E é importante destacar aqui que "fetiche", no Brasil, carrega esses dois significados:
- Um mais amplo, que traduz o termo "kink" americano, englobando tudo que não é convencional. Daí a frase que já devem ter visto por aí: "Todo BDSMer é um fetichista, mas nem todo fetichista é um BDSMer". (E que fique registrado que sempre abominei esse termo "BDSMer").
- Um menos amplo, que define a fatia das pessoas que se divertem com tudo de diferente que não envolva necessariamente poder, lugares diferentes e pessoas diferentes.
Também é importante destacar que ninguém é obrigado a fazer parte de uma área específica, podendo passear pelos universos de relações e sexualidade que quiser.
Isto tudo posto (e não soltem da minha mão agora, pois não quero ninguém perdido nesse passeio), podemos estabelecer alguns parâmetros.
Dado que seres humanos têm também, em sua natureza, a necessidade de rotular (dar significado) a tudo, "aquele indivíduo" buscou, por anos, uma maneira de demonstrar o que acontecia com uma relação de poder quando migrava para além da cama/fim de semana, região inexplorada para a maioria.
E foi aí que, depois de testar várias possibilidades, recentemente (coisa de uns 2 anos para cá), percebi que a solução seria a mais óbvia.

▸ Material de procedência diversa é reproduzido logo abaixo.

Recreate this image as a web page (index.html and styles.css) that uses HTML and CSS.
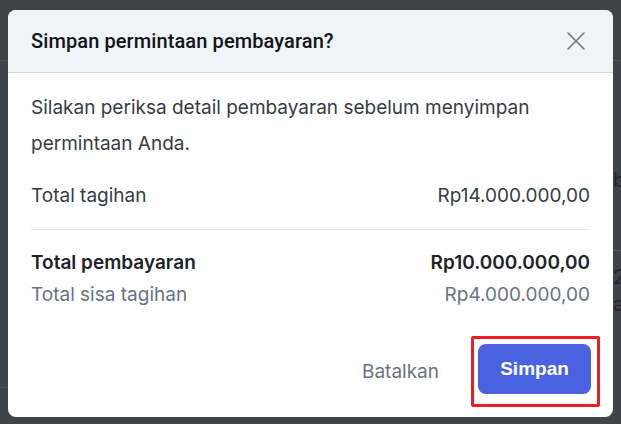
FILE: index.html
```html
<!DOCTYPE html>
<html lang="id">
<head>
<meta charset="utf-8">
<title>Simpan permintaan pembayaran</title>
<link rel="stylesheet" href="styles.css">
</head>
<body>
<div class="backdrop" aria-hidden="true">
  <div class="bg-line bg-line-1"></div>
  <div class="bg-line bg-line-2"></div>
  <div class="bg-line bg-line-3"></div>
  <div class="bg-glyph bg-b"></div>
  <div class="bg-glyph bg-2"></div>
  <div class="bg-glyph bg-a"></div>
</div>
<div class="dialog">
  <div class="dialog-header">
    <h2 class="dialog-title">Simpan permintaan pembayaran?</h2>
    <button class="close-btn" aria-label="Tutup">
      <svg width="18" height="18" viewBox="0 0 18 18" fill="none" stroke="#6b7280" stroke-width="1.6" stroke-linecap="round">
        <path d="M1 1L17 17M17 1L1 17"/>
      </svg>
    </button>
  </div>
  <div class="dialog-body">
    <p class="intro">Silakan periksa detail pembayaran sebelum menyimpan permintaan Anda.</p>
    <div class="row row-bill">
      <span>Total tagihan</span>
      <span>Rp14.000.000,00</span>
    </div>
    <div class="divider"></div>
    <div class="row row-strong">
      <span>Total pembayaran</span>
      <span>Rp10.000.000,00</span>
    </div>
    <div class="row row-muted">
      <span>Total sisa tagihan</span>
      <span>Rp4.000.000,00</span>
    </div>
  </div>
  <div class="dialog-footer">
    <button class="btn-cancel">Batalkan</button>
    <div class="highlight">
      <button class="btn-save">Simpan</button>
    </div>
  </div>
</div>
</body>
</html>
```

FILE: styles.css
```css
html, body {
  margin: 0;
  padding: 0;
}
body {
  background: #40434a;
  width: 621px;
  height: 424px;
  overflow: hidden;
  font-family: Inter, "Noto Sans", sans-serif;
}
.backdrop {
  position: absolute;
  inset: 0;
  pointer-events: none;
}
.bg-line {
  position: absolute;
  height: 1px;
  background: #53565d;
}
.bg-line-1 { left: 0; width: 621px; top: 60px; }
.bg-line-2 { left: 612px; width: 9px; top: 250px; }
.bg-line-3 { left: 0; width: 9px; top: 387px; }
.bg-glyph {
  position: absolute;
  left: 613px;
  color: #23252a;
  font-size: 20px;
  line-height: 20px;
}
.bg-b { top: 170px; }
.bg-b::before { content: "b"; }
.bg-2 { top: 267px; }
.bg-2::before { content: "2"; }
.bg-a { top: 294px; }
.bg-a::before { content: "a"; }

.dialog {
  position: relative;
  margin: 10px 0 0 8px;
  width: 605px;
  height: 407px;
  background: #ffffff;
  border-radius: 8px;
  overflow: hidden;
  display: flex;
  flex-direction: column;
}
.dialog-header {
  height: 62px;
  background: #f0f3f8;
  border-bottom: 1px solid #cfd6e0;
  display: flex;
  align-items: center;
  justify-content: space-between;
  padding: 0 28px 0 23px;
  box-sizing: content-box;
}
.dialog-title {
  margin: 0;
  font-family: Roboto, "Liberation Sans", sans-serif;
  font-weight: 500;
  font-size: 20px;
  letter-spacing: 0.1px;
  color: #111318;
}
.close-btn {
  border: 0;
  background: none;
  padding: 0;
  width: 18px;
  height: 18px;
  display: flex;
}
.dialog-body {
  padding: 17px 23px 0 23px;
  color: #374151;
}
.intro {
  margin: 0;
  font-size: 19px;
  line-height: 36px;
  color: #363c45;
}
.row {
  display: flex;
  justify-content: space-between;
  font-size: 19px;
  line-height: 28px;
}
.row-bill {
  margin-top: 20px;
  color: #363c45;
}
.divider {
  height: 1px;
  background: #e4e7eb;
  margin: 19px 0 19px;
}
.row-strong {
  font-weight: 600;
  color: #1f2329;
}
.row-muted {
  margin-top: 4px;
  color: #6b7280;
}
.dialog-footer {
  margin-top: auto;
  display: flex;
  align-items: center;
  justify-content: flex-end;
  padding: 0 13px 10px 0;
  gap: 32px;
}
.btn-cancel {
  border: 0;
  background: none;
  padding: 0;
  font-family: Inter, "Noto Sans", sans-serif;
  font-size: 19px;
  color: #6b7280;
}
.highlight {
  border: 3px solid #ec1c24;
  padding: 5px 6px 10px 4px;
  border-radius: 2px;
}
.btn-save {
  display: block;
  width: 113px;
  height: 50px;
  border: 0;
  border-radius: 8px;
  background: #4a62df;
  color: #ffffff;
  font-family: "Liberation Sans", Arial, sans-serif;
  font-weight: 700;
  font-size: 19px;
}
```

Ou seja, nada mais lógico para dar nome a um universo de Relações de Poder do que "Relações de Poder".
E é com este nome, que cunhei e vejo com orgulho já incorporado no discurso de alguns, que consigo explicar a coisa mais fundamental: tudo por aqui é sobre poder.
Então, para existir, basta uma ou mais pessoas dominando e uma ou mais pessoas se submetendo, isso tudo dentro dos parâmetros do SSC (Sanidade, Segurança e Consensualidade), que, aliás, não são do BDSM, são da vida. Tudo isso, independentemente de preferência sexual ou identidade de gênero.
E fim.
Fim?
Sim, pois todo o resto é sobre gosto, ou seja, sobre BDSM, que para mim é uma sigla obsoleta para o todo, mas que ainda serve bem para o pessoal do fim de semana.